▶ _TASK OBJECTIVE_
Quote the whole listing word for word. Do not include the pictures.
-- begin INFORMATION SUPPLIED --
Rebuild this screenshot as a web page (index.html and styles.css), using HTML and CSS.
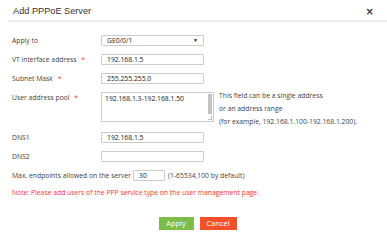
FILE: index.html
```html
<!DOCTYPE html>
<html lang="en">
<head>
   <meta charset="UTF-8">
   <title>Add PPPoE Server</title>
   <link rel="stylesheet" href="styles.css">
</head>
<body>
   <div class="dialog">
      <div class="dialog-head">
         <span class="dialog-title">Add PPPoE Server</span>
         <span class="close">&times;</span>
      </div>
      <div class="form">
         <div class="row">
            <label class="lbl">Apply to</label>
            <div class="select"><span>GE0/0/1</span><span class="caret">&#9660;</span></div>
         </div>
         <div class="row">
            <label class="lbl">VT interface address <i class="req">*</i></label>
            <input class="txt" type="text" value="192.168.1.5">
         </div>
         <div class="row">
            <label class="lbl">Subnet Mask <i class="req">*</i></label>
            <input class="txt" type="text" value="255.255.255.0">
         </div>
         <div class="row row-pool">
            <label class="lbl">User address pool <i class="req">*</i></label>
            <div class="area">
               <span class="area-text">192.168.1.3-192.168.1.50</span>
               <span class="scroll"></span>
               <span class="grip"></span>
            </div>
            <div class="hint">
               <p>This field can be a single address</p>
               <p>or an address range</p>
               <p>(for example, 192.168.1.100-192.168.1.200).</p>
            </div>
         </div>
         <div class="row">
            <label class="lbl">DNS1</label>
            <input class="txt" type="text" value="192.168.1.5">
         </div>
         <div class="row">
            <label class="lbl">DNS2</label>
            <input class="txt" type="text" value="">
         </div>
         <div class="row row-max">
            <label class="lbl-inline">Max. endpoints allowed on the server</label>
            <input class="txt small" type="text" value="30">
            <span class="range">(1-65534,100 by default)</span>
         </div>
         <p class="note">Note: Please add users of the PPP service type on the user management page.</p>
      </div>
      <div class="actions">
         <button class="btn btn-apply">Apply</button>
         <button class="btn btn-cancel">Cancel</button>
      </div>
   </div>
</body>
</html>
```

FILE: styles.css
```css
* { box-sizing: border-box; }
body {
   margin: 0;
   background: #fff;
   font-family: "Open Sans", "Noto Sans", sans-serif;
   color: #444;
}
.dialog {
   width: 387px;
   height: 243px;
}
.dialog-head {
   display: flex;
   justify-content: space-between;
   align-items: center;
   height: 22px;
   margin-left: 8px;
   padding: 2px 13px 0 5px;
   border-bottom: 2px solid #ececec;
}
.dialog-title {
   font-family: "Liberation Sans", Arial, sans-serif;
   font-size: 9.2px;
   color: #333;
}
.close {
   font-family: "DejaVu Sans", sans-serif;
   font-size: 10px;
   font-weight: bold;
   color: #333;
}
.form {
   padding: 13px 0 0 12px;
   font-size: 6.8px;
}
.row {
   display: flex;
   align-items: flex-start;
   margin-bottom: 8px;
}
.lbl {
   width: 89px;
   flex: none;
   line-height: 11px;
}
.req {
   font-style: normal;
   color: #f33;
   margin-left: 3px;
}
.select, .txt {
   width: 103px;
   height: 11px;
   border: 1px solid #ccc;
   border-radius: 1px;
   background: #fff;
   font: inherit;
   color: #222;
   padding: 0 5px;
   line-height: 9px;
}
.select {
   display: flex;
   justify-content: space-between;
   align-items: center;
}
.caret { font-size: 5px; color: #222; }
.row-pool {
   height: 30px;
   margin-bottom: 10px;
}
.area {
   position: relative;
   width: 113px;
   height: 30px;
   border: 1px solid #ccc;
   flex: none;
}
.area-text {
   display: block;
   padding: 1px 3px;
   color: #222;
   line-height: 9px;
}
.scroll {
   position: absolute;
   right: 1px;
   top: 1px;
   width: 4px;
   height: 20px;
   background: #c4c4c4;
}
.grip {
   position: absolute;
   right: 1px;
   bottom: 1px;
   width: 4px;
   height: 4px;
   border-right: 1px solid #bbb;
   border-bottom: 1px solid #bbb;
}
.hint {
   margin-left: 5px;
   margin-top: -3px;
   line-height: 13px;
}
.hint p { margin: 0; }
.row-max {
   align-items: center;
   margin-bottom: 6px;
}
.lbl-inline { margin-right: 2px; }
.txt.small {
   width: 32px;
   height: 11px;
}
.range { margin-left: 3px; }
.note {
   margin: 0;
   color: #f33;
   line-height: 11px;
}
.actions {
   display: flex;
   justify-content: center;
   gap: 6px;
   margin-top: 19px;
   padding-left: 8px;
}
.btn {
   height: 13px;
   padding: 0;
   border: none;
   color: #fff;
   font-family: "Open Sans", sans-serif;
   font-size: 7.5px;
   line-height: 13px;
}
.btn-apply { width: 35px; background: #7cbd4a; }
.btn-cancel { width: 37px; background: #f2502b; }
```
-- end INFORMATION SUPPLIED --
▶ _REPLY_
Rebuild this screenshot as a web page (index.html and styles.css), using HTML and CSS.
FILE: index.html
```html
<!DOCTYPE html>
<html lang="en">
<head>
   <meta charset="UTF-8">
   <title>Add PPPoE Server</title>
   <link rel="stylesheet" href="styles.css">
</head>
<body>
   <div class="dialog">
      <div class="dialog-head">
         <span class="dialog-title">Add PPPoE Server</span>
         <span class="close">&times;</span>
      </div>
      <div class="form">
         <div class="row">
            <label class="lbl">Apply to</label>
            <div class="select"><span>GE0/0/1</span><span class="caret">&#9660;</span></div>
         </div>
         <div class="row">
            <label class="lbl">VT interface address <i class="req">*</i></label>
            <input class="txt" type="text" value="192.168.1.5">
         </div>
         <div class="row">
            <label class="lbl">Subnet Mask <i class="req">*</i></label>
            <input class="txt" type="text" value="255.255.255.0">
         </div>
         <div class="row row-pool">
            <label class="lbl">User address pool <i class="req">*</i></label>
            <div class="area">
               <span class="area-text">192.168.1.3-192.168.1.50</span>
               <span class="scroll"></span>
               <span class="grip"></span>
            </div>
            <div class="hint">
               <p>This field can be a single address</p>
               <p>or an address range</p>
               <p>(for example, 192.168.1.100-192.168.1.200).</p>
            </div>
         </div>
         <div class="row">
            <label class="lbl">DNS1</label>
            <input class="txt" type="text" value="192.168.1.5">
         </div>
         <div class="row">
            <label class="lbl">DNS2</label>
            <input class="txt" type="text" value="">
         </div>
         <div class="row row-max">
            <label class="lbl-inline">Max. endpoints allowed on the server</label>
            <input class="txt small" type="text" value="30">
            <span class="range">(1-65534,100 by default)</span>
         </div>
         <p class="note">Note: Please add users of the PPP service type on the user management page.</p>
      </div>
      <div class="actions">
         <button class="btn btn-apply">Apply</button>
         <button class="btn btn-cancel">Cancel</button>
      </div>
   </div>
</body>
</html>
```

FILE: styles.css
```css
* { box-sizing: border-box; }
body {
   margin: 0;
   background: #fff;
   font-family: "Open Sans", "Noto Sans", sans-serif;
   color: #444;
}
.dialog {
   width: 387px;
   height: 243px;
}
.dialog-head {
   display: flex;
   justify-content: space-between;
   align-items: center;
   height: 22px;
   margin-left: 8px;
   padding: 2px 13px 0 5px;
   border-bottom: 2px solid #ececec;
}
.dialog-title {
   font-family: "Liberation Sans", Arial, sans-serif;
   font-size: 9.2px;
   color: #333;
}
.close {
   font-family: "DejaVu Sans", sans-serif;
   font-size: 10px;
   font-weight: bold;
   color: #333;
}
.form {
   padding: 13px 0 0 12px;
   font-size: 6.8px;
}
.row {
   display: flex;
   align-items: flex-start;
   margin-bottom: 8px;
}
.lbl {
   width: 89px;
   flex: none;
   line-height: 11px;
}
.req {
   font-style: normal;
   color: #f33;
   margin-left: 3px;
}
.select, .txt {
   width: 103px;
   height: 11px;
   border: 1px solid #ccc;
   border-radius: 1px;
   background: #fff;
   font: inherit;
   color: #222;
   padding: 0 5px;
   line-height: 9px;
}
.select {
   display: flex;
   justify-content: space-between;
   align-items: center;
}
.caret { font-size: 5px; color: #222; }
.row-pool {
   height: 30px;
   margin-bottom: 10px;
}
.area {
   position: relative;
   width: 113px;
   height: 30px;
   border: 1px solid #ccc;
   flex: none;
}
.area-text {
   display: block;
   padding: 1px 3px;
   color: #222;
   line-height: 9px;
}
.scroll {
   position: absolute;
   right: 1px;
   top: 1px;
   width: 4px;
   height: 20px;
   background: #c4c4c4;
}
.grip {
   position: absolute;
   right: 1px;
   bottom: 1px;
   width: 4px;
   height: 4px;
   border-right: 1px solid #bbb;
   border-bottom: 1px solid #bbb;
}
.hint {
   margin-left: 5px;
   margin-top: -3px;
   line-height: 13px;
}
.hint p { margin: 0; }
.row-max {
   align-items: center;
   margin-bottom: 6px;
}
.lbl-inline { margin-right: 2px; }
.txt.small {
   width: 32px;
   height: 11px;
}
.range { margin-left: 3px; }
.note {
   margin: 0;
   color: #f33;
   line-height: 11px;
}
.actions {
   display: flex;
   justify-content: center;
   gap: 6px;
   margin-top: 19px;
   padding-left: 8px;
}
.btn {
   height: 13px;
   padding: 0;
   border: none;
   color: #fff;
   font-family: "Open Sans", sans-serif;
   font-size: 7.5px;
   line-height: 13px;
}
.btn-apply { width: 35px; background: #7cbd4a; }
.btn-cancel { width: 37px; background: #f2502b; }
```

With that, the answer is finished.